INSERT INTO @Search SELECT * FROM (

    SELECT   p.ProductId AS ItemId
            ,'Product' AS ItemType
            ,p.Title AS ItemTitle
            ,p.LongDescription AS LongDescription
            ,p.Price AS Price
            ,KEY_TBL.RANK AS SearchRank
    FROM dbo.Product AS p
    INNER JOIN CONTAINSTABLE(dbo.Product, Title, @Term) AS KEY_TBL ON p.ProductId = KEY_TBL.[KEY]
    WHERE p.IsActive = 1

    UNION

    SELECT   a.ArticleId AS ItemId
            ,'Article' AS ItemType
            ,a.ArticleTitle AS ItemTitle
            ,a.Contents AS LongDescription
            ,NULL AS Price
            ,KEY_TBL.RANK AS SearchRank
    FROM dbo.Article AS a
    INNER JOIN CONTAINSTABLE(dbo.Article, ArticleTitle, @Term) AS KEY_TBL ON a.ArticleId = KEY_TBL.[KEY]
    WHERE a.IsActive = 1

    UNION    

    SELECT   n.NewsId AS ItemId
            ,'News' AS ItemType
            ,n.NewsTitle AS ItemTitle
            ,n.Contents AS LongDescription
            ,NULL AS Price
            ,KEY_TBL.RANK AS SearchRank
    FROM dbo.News AS n
    INNER JOIN CONTAINSTABLE(dbo.News, NewsTitle, @Term) AS KEY_TBL ON n.NewsId = KEY_TBL.[KEY]
    WHERE n.IsActive = 1

    UNION

    SELECT   b.BusinessId AS ItemId
            ,bt.Title AS ItemType
            ,b.Title AS ItemTitle
            ,b.LongDescription AS LongDescription
            ,NULL AS Price
            ,KEY_TBL.RANK AS SearchRank
    FROM dbo.Business AS b
    INNER JOIN CONTAINSTABLE(dbo.Business, Title, @Term) AS KEY_TBL ON b.BusinessId = KEY_TBL.[KEY]
    INNER JOIN dbo.BusinessType AS bt ON b.BusinessTypeId = bt.BusinessTypeId
    WHERE b.IsActive = 1
) AS tmp;

WITH SearchCT AS
(
    SELECT   ItemId
            ,ItemType
            ,ItemTitle
            ,LongDescription
            ,Price
            ,SearchRank
            ,ROW_NUMBER() OVER (ORDER BY SearchRank DESC) AS RowNumber
            ,COUNT(*) OVER () AS RecordCount
    FROM @Search
)
SELECT ItemId, ItemType, ItemTitle, LongDescription, SearchRank, RowNumber, RecordCount
FROM SearchCT
WHERE RowNumber BETWEEN @Skip + 1 AND (@Skip + @Take)
ORDER BY RowNumber

RETURN 0


Solution

  • I think you have two basic approaches you can take here:

    1) Aggregate the four tables into a single table and search on that table. You will need to have a unique identifier for the primary key on this table. So the table structure would be similar to the indexed view you were considering, and would look something like this:

    CREATE TABLE AggregatedTable
    (
        Id int IDENTITY(1,1) primary key,
        ItemId int,
        ItemType nvarchar(50),
        ItemTitle nvarchar(255),
        LongDescription nvarchar(max),
        IsActive int
    )
    

    You would then need to create a full-text index on the LongDescription column.

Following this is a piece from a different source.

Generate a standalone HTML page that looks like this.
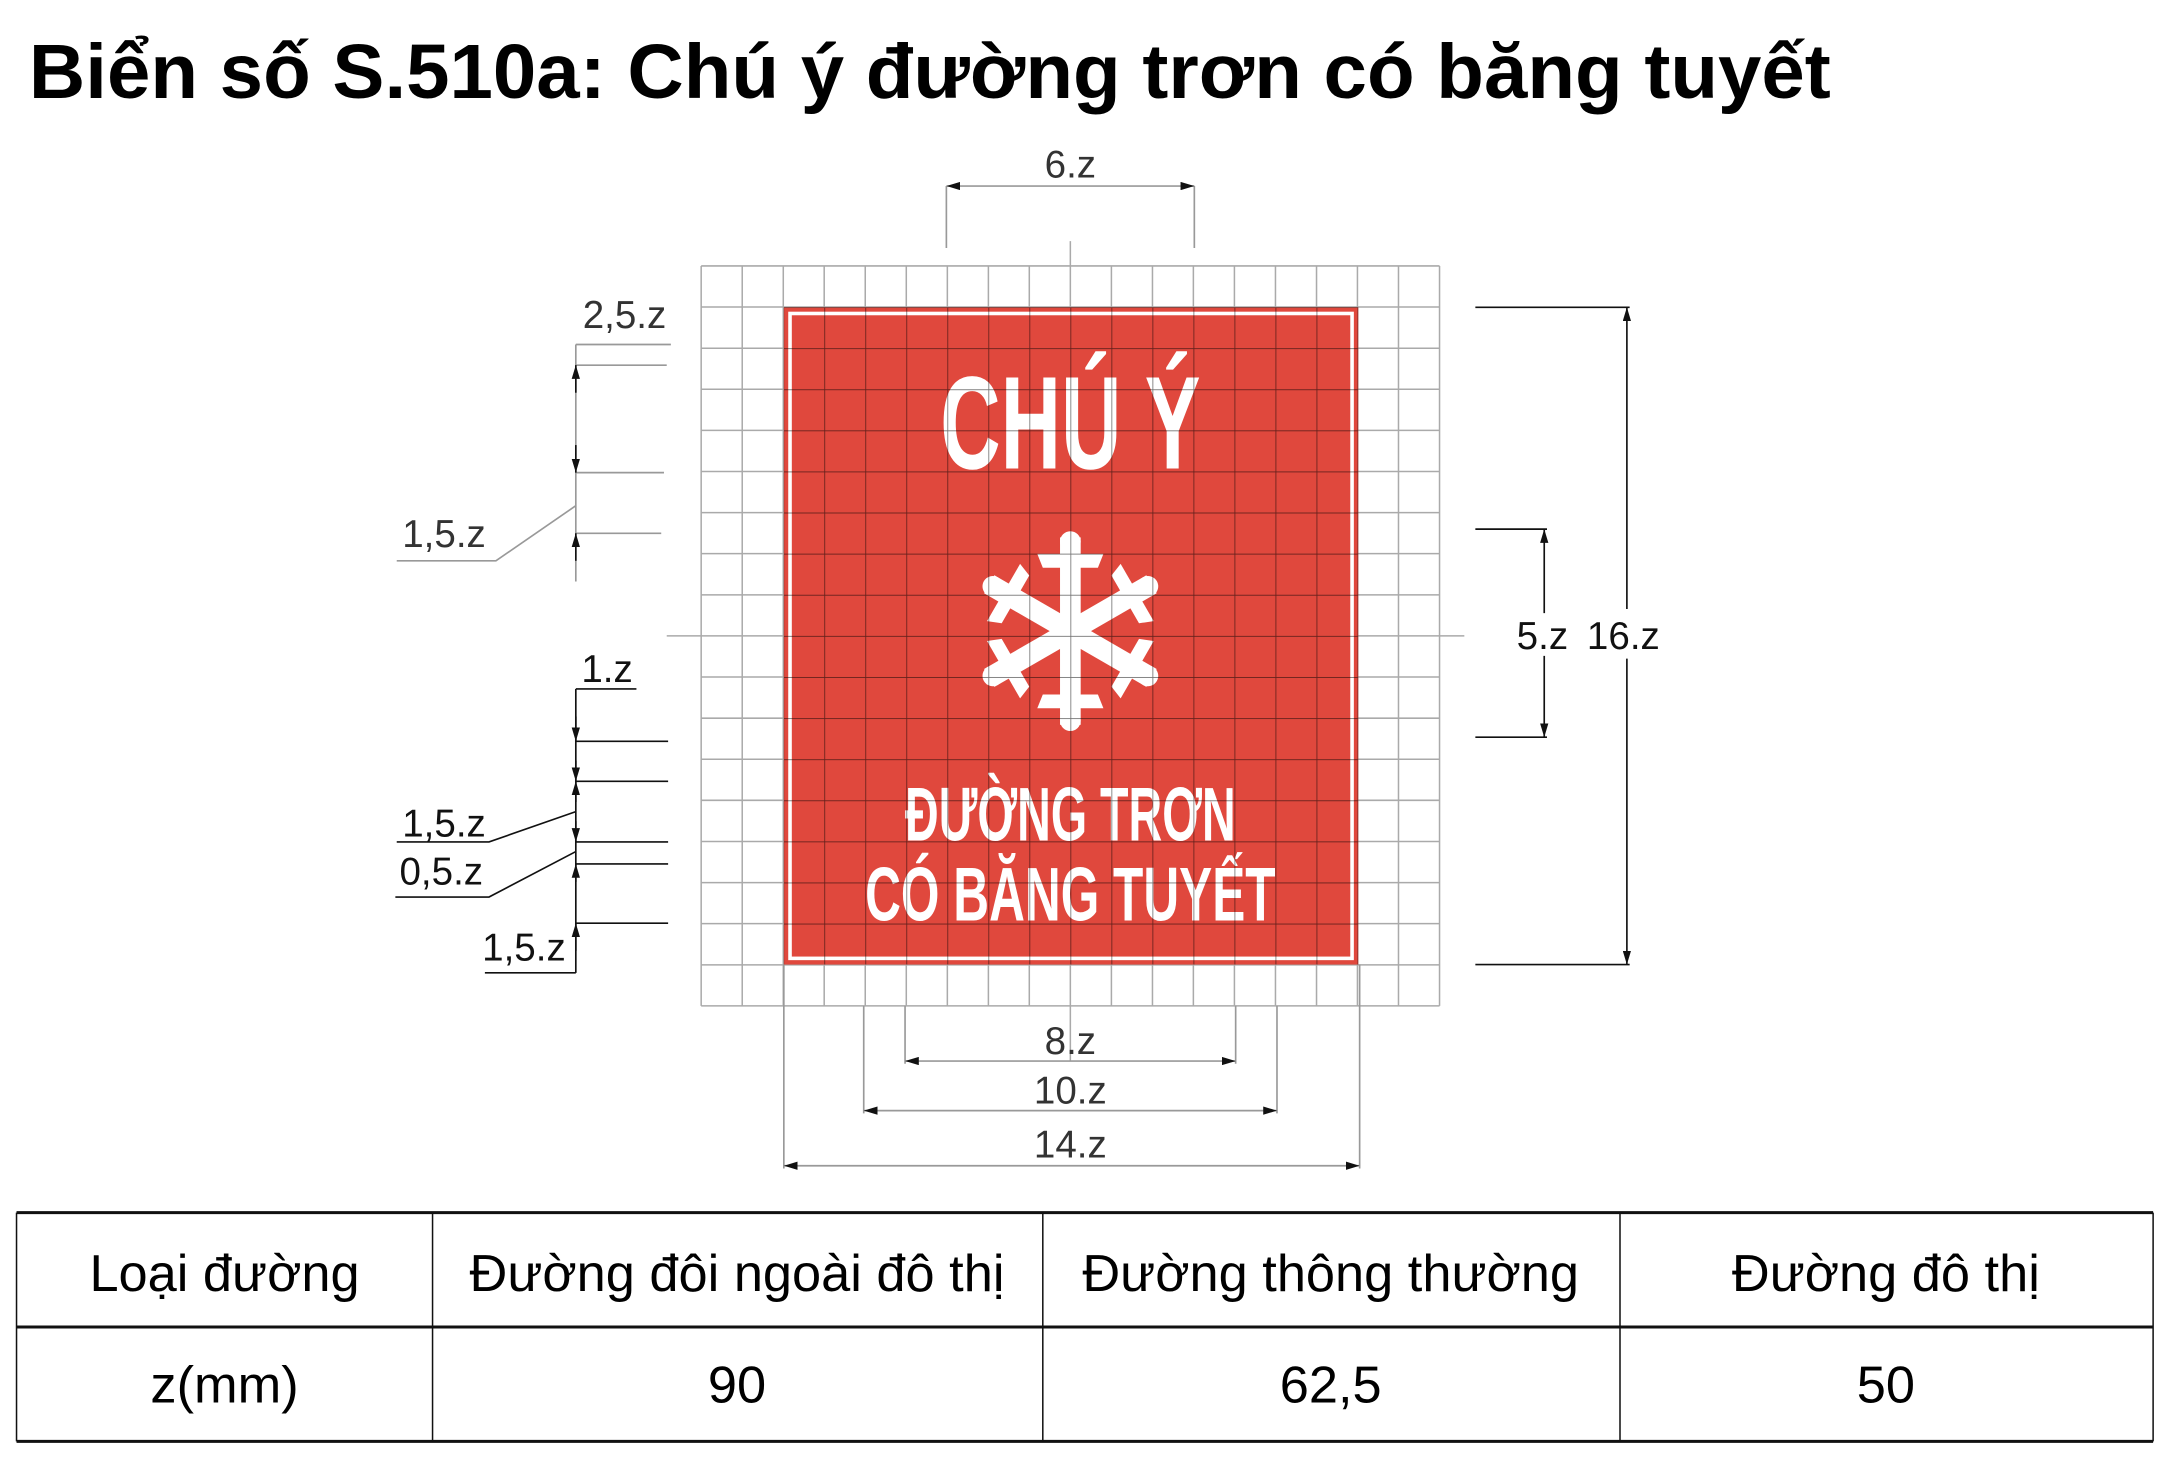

    The advantages of this approach are that you can do your full-text search on a single table in a single query, something like:

    SELECT Id, ItemId, ItemType, ct.RANK      
        FROM dbo.AggregateTable AS a INNER JOIN 
        CONTAINSTABLE (AggregateTable , *, '(light NEAR aluminum)',   1033) AS ct
            ON a.ItemId= ct.[KEY]
    WHERE IsActive = 1
    ORDER BY ct.RANK desc
    

    The disadvantages of this approach are: 1. You will have to periodically run a job to load the data from the 4 base tables into your aggregated table 2. You will be using twice the disk space

    A second approach is to keep the data in the four separate tables, and then write FTS queries that UNION the results from the four tables. You should be able to rank the results by relevance and then take the top N most relevant results. You would have to write queries something as follows:

    SELECT   p.ProductId AS ItemId, 'Product' AS ItemType, ct.RANK 'Rank'       
        FROM dbo.Product AS p INNER JOIN 
        CONTAINSTABLE (Product, *, '(light NEAR aluminum)',   1033) AS ct
            ON p.ProductId = ct.[KEY]
    WHERE p.IsActive = 1
    UNION
    SELECT   a.ArticleId AS ItemId, 'Article' AS ItemType, ct.RANK  
          CONTAINSTABLE (Article, *, '(light NEAR aluminum)',   1033) AS ct
            ON p.ProductId = ct.[KEY]  
        FROM dbo.Article AS a
        WHERE a.IsActive = 1
        ORDER BY 'Rank' DESC
    UNION ... other two tables
    

    The advantage of this approach is that you don't need to have jobs that aggregate content from the four tables into a single table.

    The disadvantage is that your querys are more complex, since they need to UNION results from four queries.

    I would lean toward the second approach. I think that is more straight-forward and easier to maintain, and the UNION queries are straight-forward to construct.